Is RERA registration enough to trust a developer?
No, RERA registration is a mandatory legal requirement but does not guarantee quality or timely delivery. It ensures basic consumer protections like escrow accounts, but you must still verify the developer's past performance, financial stability, and construction practices independently.
How can I find out if a developer has financial problems?
For listed companies, analyze their annual reports for debt levels and profitability. For private developers, search news archives for reports of loan defaults, court cases, or stalled projects. High leverage and rapid, unfunded expansion are strong indicators of financial stress.
What should I look for when visiting a completed project?
Talk to current residents about delay experiences, construction quality, and maintenance issues. Inspect the building for signs of wear and tear, water leakage, or structural cracks. Observe the condition of common areas and amenities to gauge long-term upkeep.

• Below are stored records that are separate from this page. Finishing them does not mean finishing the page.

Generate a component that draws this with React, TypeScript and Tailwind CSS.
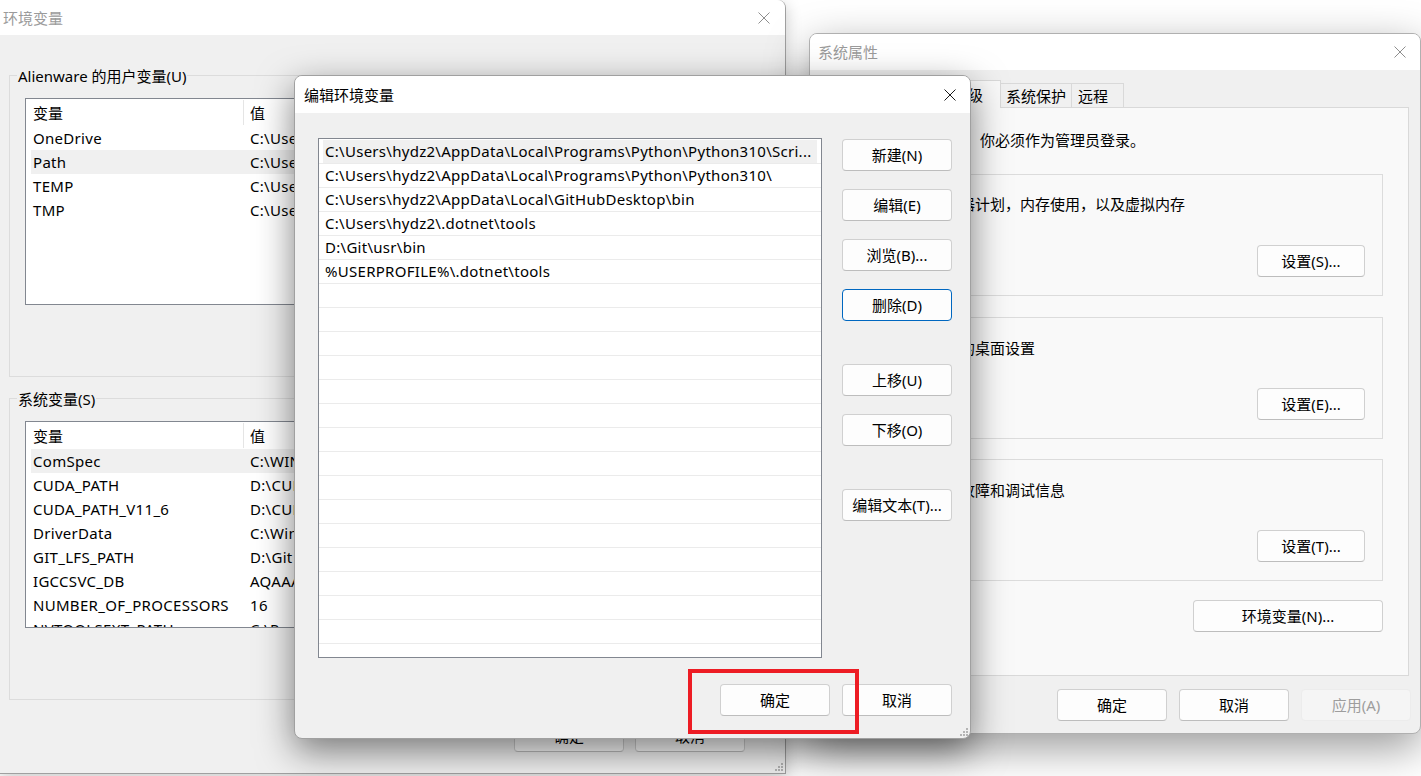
import React from "react";

function CloseIcon({ color }: { color: string }) {
  return (
    <svg width="12" height="12" viewBox="0 0 12 12" className="block shrink-0">
      <path d="M0.5 0.5L11.5 11.5M11.5 0.5L0.5 11.5" stroke={color} strokeWidth="1" fill="none" />
    </svg>
  );
}

function Grip() {
  const pts = [
    [6, 0],
    [3, 3],
    [6, 3],
    [0, 6],
    [3, 6],
    [6, 6],
  ];
  return (
    <svg width="8" height="8" viewBox="0 0 8 8" className="block">
      {pts.map(([x, y], i) => (
        <rect key={i} x={x} y={y} width="2" height="2" fill="#b4b4b4" />
      ))}
    </svg>
  );
}

function Btn({
  children,
  className = "",
  focused = false,
  disabled = false,
}: {
  children: React.ReactNode;
  className?: string;
  focused?: boolean;
  disabled?: boolean;
}) {
  const look = focused
    ? "border-[#0067c0] bg-[#fdfdfd] text-black"
    : disabled
    ? "border-[#ececec] bg-[#f5f5f5] text-[#9d9d9d]"
    : "border-[#d0d0d0] border-b-[#bdbdbd] bg-[#fdfdfd] text-black";
  return (
    <div
      className={`h-[32px] shrink-0 flex items-center justify-center rounded-[4px] border text-[15px] leading-[20px] whitespace-nowrap ${look} ${className}`}
    >
      {children}
    </div>
  );
}

function GroupBox({
  title,
  legendBg,
  className = "",
  children,
}: {
  title: string;
  legendBg: string;
  className?: string;
  children?: React.ReactNode;
}) {
  return (
    <div className={`relative border border-[#dcdcdc] ${className}`}>
      <span className={`absolute left-[7px] -top-[10px] px-[1px] leading-[20px] whitespace-nowrap ${legendBg}`}>
        {title}
      </span>
      {children}
    </div>
  );
}

function VarList({ rows, selected }: { rows: [string, string][]; selected: number }) {
  return (
    <div className="h-[207px] border border-[#828790] bg-white overflow-hidden">
      <div className="h-[27px] flex items-center leading-[20px]">
        <div className="w-[217px] pl-[7px]">变量</div>
        <div className="w-px h-[25px] bg-[#e5e5e5]" />
        <div className="pl-[6px]">值</div>
      </div>
      {rows.map(([k, v], i) => (
        <div
          key={k}
          className={`ml-[5px] h-[24px] flex items-center leading-[24px] whitespace-nowrap tracking-[0.3px] ${
            i === selected ? "bg-[#f0f0f0]" : ""
          }`}
        >
          <div className="w-[212px] pl-[2px] shrink-0">{k}</div>
          <div className="pl-[7px]">{v}</div>
        </div>
      ))}
    </div>
  );
}

const userVars: [string, string][] = [
  ["OneDrive", "C:\\Users\\hydz2\\OneDrive"],
  ["Path", "C:\\Users\\hydz2\\AppData\\Local\\Programs\\Python\\Python310\\Scripts\\"],
  ["TEMP", "C:\\Users\\hydz2\\AppData\\Local\\Temp"],
  ["TMP", "C:\\Users\\hydz2\\AppData\\Local\\Temp"],
];

const sysVars: [string, string][] = [
  ["ComSpec", "C:\\WINDOWS\\system32\\cmd.exe"],
  ["CUDA_PATH", "D:\\CUDA"],
  ["CUDA_PATH_V11_6", "D:\\CUDA"],
  ["DriverData", "C:\\Windows\\System32\\Drivers\\DriverData"],
  ["GIT_LFS_PATH", "D:\\Git LFS"],
  ["IGCCSVC_DB", "AQAAANCMnd8BFdERjHoAwE/Cl+sBAAAA"],
  ["NUMBER_OF_PROCESSORS", "16"],
  ["NVTOOLSEXT_PATH", "C:\\Program Files\\NVIDIA Corporation\\NvToolsExt\\"],
];

const pathItems = [
  "C:\\Users\\hydz2\\AppData\\Local\\Programs\\Python\\Python310\\Scri...",
  "C:\\Users\\hydz2\\AppData\\Local\\Programs\\Python\\Python310\\",
  "C:\\Users\\hydz2\\AppData\\Local\\GitHubDesktop\\bin",
  "C:\\Users\\hydz2\\.dotnet\\tools",
  "D:\\Git\\usr\\bin",
  "%USERPROFILE%\\.dotnet\\tools",
];

function EnvWindow() {
  return (
    <div className="absolute z-[1] left-0 top-0 w-[786px] h-[774px] flex flex-col bg-[#f0f0f0] border-r border-b border-[#a0a0a0] rounded-tr-[8px] shadow-[0_4px_16px_rgba(0,0,0,0.22)]">
      <div className="h-[35px] shrink-0 flex items-center justify-between bg-white rounded-tr-[8px] pl-[3px] pr-[15px] text-[#9b9b9b] leading-[20px]">
        <span>环境变量</span>
        <CloseIcon color="#8e8e8e" />
      </div>
      <div className="flex flex-col pl-[9px] pr-[10px] pt-[40px]">
        <GroupBox title="Alienware 的用户变量(U)" legendBg="bg-[#f0f0f0]" className="h-[302px] pt-[22px] px-[15px]">
          <VarList rows={userVars} selected={1} />
        </GroupBox>
        <GroupBox title="系统变量(S)" legendBg="bg-[#f0f0f0]" className="h-[302px] mt-[21px] pt-[22px] px-[15px]">
          <VarList rows={sysVars} selected={0} />
        </GroupBox>
        <div className="mt-[20px] mr-[30px] flex justify-end gap-[11px]">
          <Btn className="w-[110px]">确定</Btn>
          <Btn className="w-[110px]">取消</Btn>
        </div>
      </div>
      <div className="absolute right-[2px] bottom-[2px]">
        <Grip />
      </div>
    </div>
  );
}

function SysPropsWindow() {
  return (
    <div className="absolute z-[2] left-[809px] top-[33px] w-[612px] h-[701px] flex flex-col bg-[#f0f0f0] border border-[#b0b0b0] rounded-[8px] overflow-hidden shadow-[0_14px_44px_rgba(0,0,0,0.4)]">
      <div className="h-[36px] shrink-0 flex items-center justify-between bg-white pl-[8px] pr-[14px] text-[#9b9b9b] leading-[20px]">
        <span>系统属性</span>
        <CloseIcon color="#8e8e8e" />
      </div>
      <div className="flex flex-col pt-[10px] pl-[9px] pr-[11px]">
        <div className="relative z-10 h-[27px] flex items-end leading-[20px] whitespace-nowrap">
          <div className="w-[72px] h-[24px] flex items-center pl-[6px] bg-[#f0f0f0] border border-b-0 border-[#d9d9d9]">计算机名</div>
          <div className="w-[52px] h-[24px] flex items-center pl-[6px] bg-[#f0f0f0] border border-b-0 border-l-0 border-[#d9d9d9]">硬件</div>
          <div className="w-[58px] h-[28px] -mb-px flex items-center pl-[9px] bg-[#f9f9f9] border border-b-0 border-[#d9d9d9]">高级</div>
          <div className="w-[71px] h-[24px] flex items-center pl-[5px] bg-[#f0f0f0] border border-b-0 border-l-0 border-[#d9d9d9]">系统保护</div>
          <div className="w-[52px] h-[24px] flex items-center pl-[6px] bg-[#f0f0f0] border border-b-0 border-l-0 border-[#d9d9d9]">远程</div>
        </div>
        <div className="h-[569px] flex flex-col bg-[#f9f9f9] border border-[#d9d9d9] pl-[23px] pr-[25px] leading-[20px]">
          <div className="mt-[22px] ml-[2px] whitespace-nowrap">要进行大多数更改，你必须作为管理员登录。</div>
          <GroupBox title="性能" legendBg="bg-[#f9f9f9]" className="h-[122px] mt-[24px] flex flex-col pt-[19px] pl-[11px] pr-[17px]">
            <div className="whitespace-nowrap">视觉效果，处理器计划，内存使用，以及虚拟内存</div>
            <Btn className="w-[108px] mt-[31px] self-end">设置(S)...</Btn>
          </GroupBox>
          <GroupBox title="用户配置文件" legendBg="bg-[#f9f9f9]" className="h-[122px] mt-[21px] flex flex-col pt-[20px] pl-[11px] pr-[17px]">
            <div className="whitespace-nowrap">与登录帐户相关的桌面设置</div>
            <Btn className="w-[108px] mt-[30px] self-end">设置(E)...</Btn>
          </GroupBox>
          <GroupBox title="启动和故障恢复" legendBg="bg-[#f9f9f9]" className="h-[122px] mt-[20px] flex flex-col pt-[20px] pl-[11px] pr-[17px]">
            <div className="whitespace-nowrap">系统启动、系统故障和调试信息</div>
            <Btn className="w-[108px] mt-[30px] self-end">设置(T)...</Btn>
          </GroupBox>
          <Btn className="w-[190px] mt-[19px] self-end">环境变量(N)...</Btn>
        </div>
        <div className="mt-[13px] -mr-[2px] flex justify-end gap-[12px]">
          <Btn className="w-[110px]">确定</Btn>
          <Btn className="w-[110px]">取消</Btn>
          <Btn className="w-[110px]" disabled>
            应用(A)
          </Btn>
        </div>
      </div>
    </div>
  );
}

function EditDialog() {
  const rows = Array.from({ length: 22 }, (_, i) => pathItems[i] ?? "");
  return (
    <div className="absolute z-[3] left-[294px] top-[75px] w-[677px] h-[664px] flex flex-col bg-[#f0f0f0] border border-[#a0a0a0] rounded-[8px] overflow-hidden shadow-[0_12px_36px_rgba(0,0,0,0.5)]">
      <div className="h-[37px] shrink-0 flex items-center justify-between bg-white pl-[9px] pr-[14px] text-black leading-[20px]">
        <span>编辑环境变量</span>
        <CloseIcon color="#1a1a1a" />
      </div>
      <div className="flex flex-col pt-[25px] pl-[23px] pr-[18px]">
        <div className="flex">
          <div className="w-[504px] h-[520px] shrink-0 border border-[#828790] bg-white overflow-hidden pt-px">
            {rows.map((t, i) => (
              <div key={i} className="h-[24px] border-b border-[#ebebeb] flex">
                <div
                  className={`flex-1 mx-[4px] pl-[2px] flex items-center leading-[23px] whitespace-nowrap overflow-hidden tracking-[0.28px] ${
                    i === 0 ? "bg-[#f0f0f0]" : ""
                  }`}
                >
                  {t}
                </div>
              </div>
            ))}
          </div>
          <div className="ml-[20px] w-[110px] flex flex-col">
            <Btn className="mt-px">新建(N)</Btn>
            <Btn className="mt-[18px]">编辑(E)</Btn>
            <Btn className="mt-[18px]">浏览(B)...</Btn>
            <Btn className="mt-[18px]" focused>
              删除(D)
            </Btn>
            <Btn className="mt-[43px]">上移(U)</Btn>
            <Btn className="mt-[18px]">下移(O)</Btn>
            <Btn className="mt-[43px]">编辑文本(T)...</Btn>
          </div>
        </div>
        <div className="mt-[26px] flex justify-end gap-[12px]">
          <Btn className="w-[110px]">确定</Btn>
          <Btn className="w-[110px]">取消</Btn>
        </div>
      </div>
      <div className="absolute right-[2px] bottom-[2px]">
        <Grip />
      </div>
    </div>
  );
}

export default function App() {
  return (
    <div className="relative w-[1421px] h-[776px] overflow-hidden bg-white text-[15px] text-black font-['Noto_Sans','Noto_Sans_CJK_SC',sans-serif]">
      <EnvWindow />
      <SysPropsWindow />
      <EditDialog />
      <div className="absolute z-[4] left-[688px] top-[669px] w-[171px] h-[65px] border-4 border-[#ed1c24]" />
    </div>
  );
}
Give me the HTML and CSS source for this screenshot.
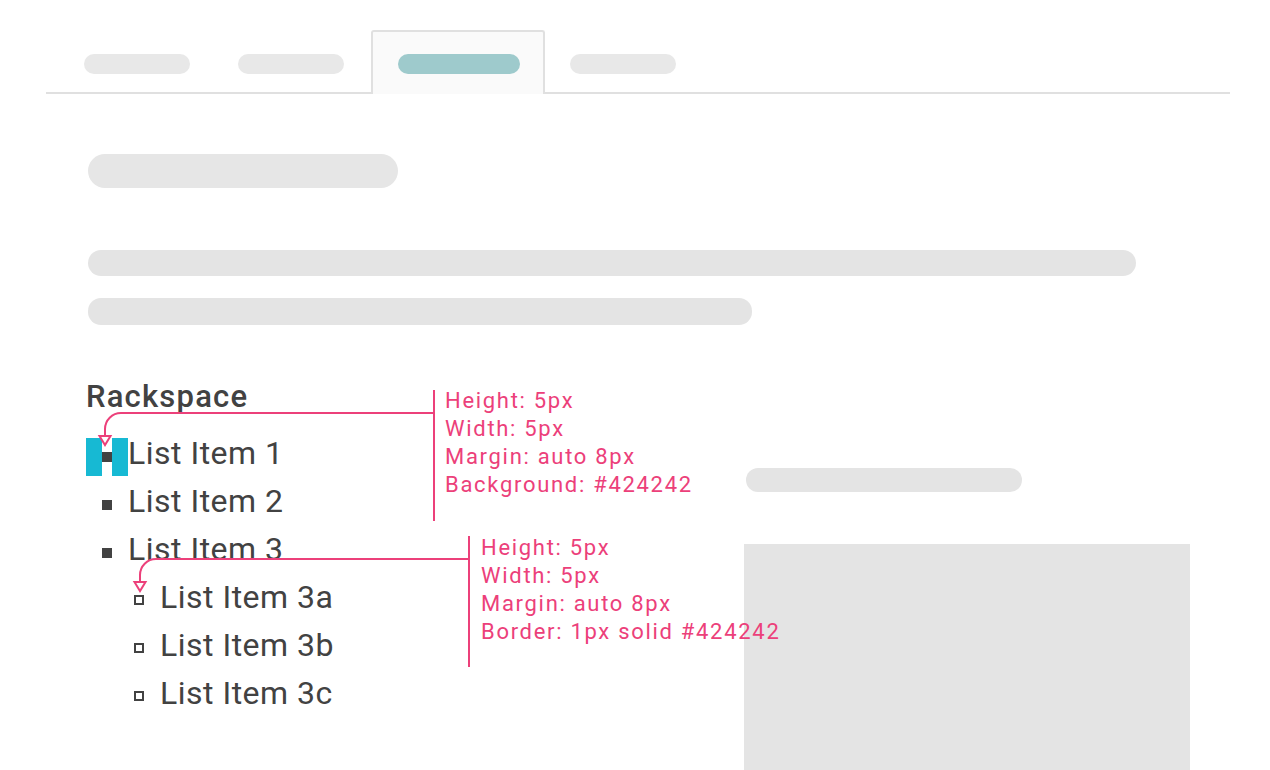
FILE: index.html
```html
<!DOCTYPE html>
<html lang="en">
<head>
<meta charset="utf-8">
<title>List bullets spec</title>
<link rel="stylesheet" href="styles.css">
</head>
<body>
<div class="page">
  <nav class="tabs">
    <div class="tab tab-1"><span class="tab-pill"></span></div>
    <div class="tab tab-2"><span class="tab-pill"></span></div>
    <div class="tab tab-active"><span class="tab-pill"></span></div>
    <div class="tab tab-4"><span class="tab-pill"></span></div>
  </nav>

  <main class="content">
    <div class="ph ph-title"></div>
    <div class="ph ph-line ph-long"></div>
    <div class="ph ph-line ph-short"></div>

    <section class="lower">
      <div class="left-col">
        <h2 class="heading">Rackspace</h2>
        <ul class="list">
          <li><div class="row"><span class="bullet-box highlight"><span class="bullet"></span></span>List Item 1</div></li>
          <li><div class="row"><span class="bullet-box"><span class="bullet"></span></span>List Item 2</div></li>
          <li>
            <div class="row"><span class="bullet-box"><span class="bullet"></span></span>List Item 3</div>
            <ul class="list sub">
              <li><div class="row"><span class="bullet-box"><span class="bullet hollow"></span></span>List Item 3a</div></li>
              <li><div class="row"><span class="bullet-box"><span class="bullet hollow"></span></span>List Item 3b</div></li>
              <li><div class="row"><span class="bullet-box"><span class="bullet hollow"></span></span>List Item 3c</div></li>
            </ul>
          </li>
        </ul>
      </div>
      <div class="right-col">
        <div class="ph ph-side"></div>
        <div class="ph ph-box"></div>
      </div>
    </section>
  </main>

  <svg class="annot-lines" width="1270" height="770" viewBox="0 0 1270 770" aria-hidden="true">
    <g fill="none" stroke="#ec407a" stroke-width="2">
      <path d="M434 390 V521"/>
      <path d="M434 413 H121 A16 16 0 0 0 105 429 V436"/>
      <path d="M469 536 V667"/>
      <path d="M469 559 H156 A16 16 0 0 0 140 575 V581"/>
    </g>
    <g fill="#ffffff" stroke="#ec407a" stroke-width="2" stroke-linejoin="miter">
      <path d="M99.5 436 H110.5 L105 445 Z"/>
      <path d="M134.5 582 H145.5 L140 591 Z"/>
    </g>
  </svg>

  <div class="note note-1">
    <div>Height: 5px</div>
    <div>Width: 5px</div>
    <div>Margin: auto 8px</div>
    <div>Background: #424242</div>
  </div>
  <div class="note note-2">
    <div>Height: 5px</div>
    <div>Width: 5px</div>
    <div>Margin: auto 8px</div>
    <div>Border: 1px solid #424242</div>
  </div>
</div>
</body>
</html>
```

FILE: styles.css
```css
* { box-sizing: border-box; }

html, body {
  margin: 0;
  padding: 0;
  background: #ffffff;
}

body {
  font-family: Roboto, "Liberation Sans", Arial, sans-serif;
  color: #424242;
  overflow: hidden;
}

.page {
  position: relative;
  width: 1270px;
  height: 770px;
  overflow: hidden;
}

/* ---------- tabs ---------- */
.tabs {
  display: flex;
  align-items: flex-start;
  margin: 30px 40px 0 46px;
  padding-left: 14px;
  height: 64px;
  border-bottom: 2px solid #e0e0e0;
}

.tab {
  height: 64px;
  margin-bottom: -2px;
  padding: 22px 22px 0 22px;
  border: 2px solid transparent;
  border-bottom: 0;
  border-radius: 3px 3px 0 0;
  display: flex;
  align-items: flex-start;
}

.tab-pill {
  display: block;
  width: 106px;
  height: 20px;
  border-radius: 10px;
  background: #e8e8e8;
}

.tab-2 { padding-right: 23px; }

.tab-active {
  margin-left: 2px;
  padding-left: 25px;
  padding-right: 23px;
  background: #fafafa;
  border-color: #e0e0e0;
  position: relative;
  z-index: 1;
}

.tab-active .tab-pill {
  width: 122px;
  background: #9ecacc;
}

.tab-4 { padding-left: 23px; }

/* ---------- content ---------- */
.content {
  padding-left: 86px;
}

.ph {
  background: #e4e4e4;
}

.ph-title {
  margin: 60px 0 0 2px;
  width: 310px;
  height: 34px;
  border-radius: 17px;
  background: #e6e6e6;
}

.ph-line {
  height: 26px;
  border-radius: 13px;
  margin-left: 2px;
}

.ph-long {
  margin-top: 62px;
  width: 1048px;
}

.ph-short {
  margin-top: 22px;
  width: 664px;
  height: 27px;
}

.lower {
  display: grid;
  grid-template-columns: 658px 446px;
  margin-top: 54px;
}

.heading {
  margin: 0;
  font-size: 31px;
  line-height: 36px;
  font-weight: 500;
  letter-spacing: 1.2px;
  color: #424242;
}

.list {
  list-style: none;
  margin: 14px 0 0 0;
  padding: 0;
}

.list.sub {
  margin-top: 0;
  padding-left: 32px;
}

.row {
  display: flex;
  align-items: center;
  height: 48px;
  font-size: 32px;
  line-height: 48px;
  letter-spacing: 0.5px;
  color: #424242;
}

.bullet-box {
  width: 42px;
  height: 38px;
  margin-top: 8px;
  flex: none;
  display: flex;
  align-items: center;
  justify-content: center;
}

.bullet-box.highlight {
  background: linear-gradient(to right, #17b9d3 0, #17b9d3 16px, transparent 16px, transparent 26px, #17b9d3 26px);
}

.bullet {
  display: block;
  width: 10px;
  height: 10px;
  background: #424242;
}

.bullet.hollow {
  width: 10px;
  height: 10px;
  background: transparent;
  border: 2px solid #424242;
  margin-top: -2px;
}

.right-col {
  display: flex;
  flex-direction: column;
  align-items: flex-start;
}

.ph-side {
  margin: 89px 0 0 2px;
  width: 276px;
  height: 24px;
  border-radius: 12px;
}

.ph-box {
  margin-top: 52px;
  width: 446px;
  height: 260px;
}

/* ---------- annotations (overlay) ---------- */
.annot-lines {
  position: absolute;
  left: 0;
  top: 0;
  pointer-events: none;
  z-index: 2;
}

.note {
  position: absolute;
  z-index: 3;
  font-size: 22px;
  line-height: 28px;
  letter-spacing: 1.7px;
  color: #ec407a;
  white-space: nowrap;
}

.note-1 { left: 445px; top: 387px; }
.note-2 { left: 481px; top: 534px; }
```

Why is it important to check the material brands specified?
Specified brands ensure consistency and quality. Vague descriptions allow developers to use cheaper, lower-grade materials that may compromise safety and durability. Knowing the exact brands lets you verify value for money and compare with market standards.
Should I hire a lawyer to review the sale agreement?
Yes, absolutely. Sale agreements often contain complex legal jargon and clauses that may disadvantage the buyer. A lawyer can identify unfair terms, clarify ambiguities, and negotiate better conditions before you commit financially.